My film education largely consisted of Sarris's "The American Cinema," the Voice and FC, plus seeing thousands of movies and, with the advent of the web, discovering Rosenbaum and limitless other possibilities. I'd like to finally mention one more very influential critic, Robin Wood, formerly of the British 60's film magazine Movie, and especially his great book "Hitchcock's Films Revisited."
ahogue
post #39  on September 19, 2005 - 10:48 AM PDT  
Wow, this is great. Almost more than I can possibly process.

Well, I picked up Sight and Sound and Film Comment at the local bookstore, just to get started. Film Comment is probably the magazine which ran that article I really hated, but I decided to give it another try.

So far I like this issue of Film Comment. It has good coverage of films I otherwise might never have heard of. (On the other hand, I may never have a chance to see some of them, which is rather frustrating.) The writing so far is clear and relatively unpretentious while the writers are obviously well informed. Nothing to dislike here so far.

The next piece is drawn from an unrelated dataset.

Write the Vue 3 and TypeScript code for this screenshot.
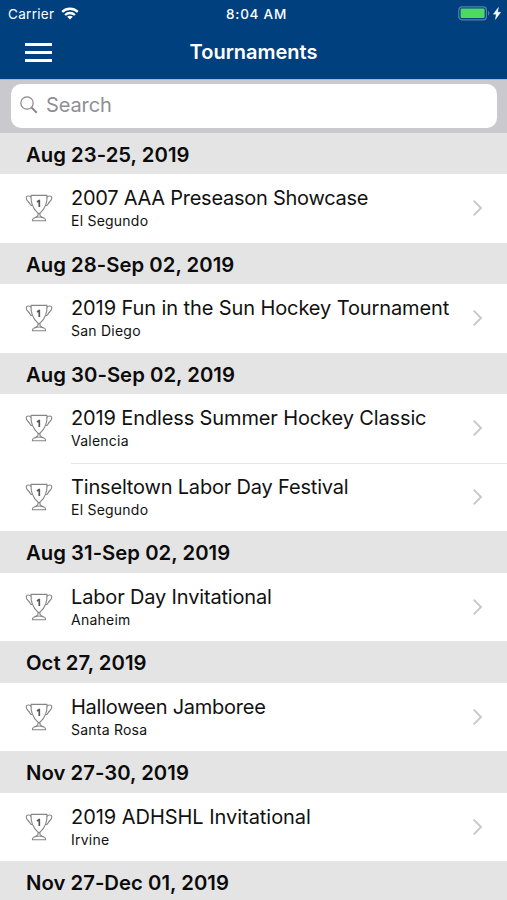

Sight and Sound I haven't got around to yet. Looks great, but a $10 cover price is likely to make this an occassional purchase.

A quick scan of Senses of Cinema, and I'm not thrilled by what I see there. Almost every article description includes a theorist's name. One article, mentioning Zizek in almost every paragraph, informs us that "The spectator is positioned as a passive witness to the action as it unfolds inexorably." It's hard to see how this statement is anything but a lazy tautology.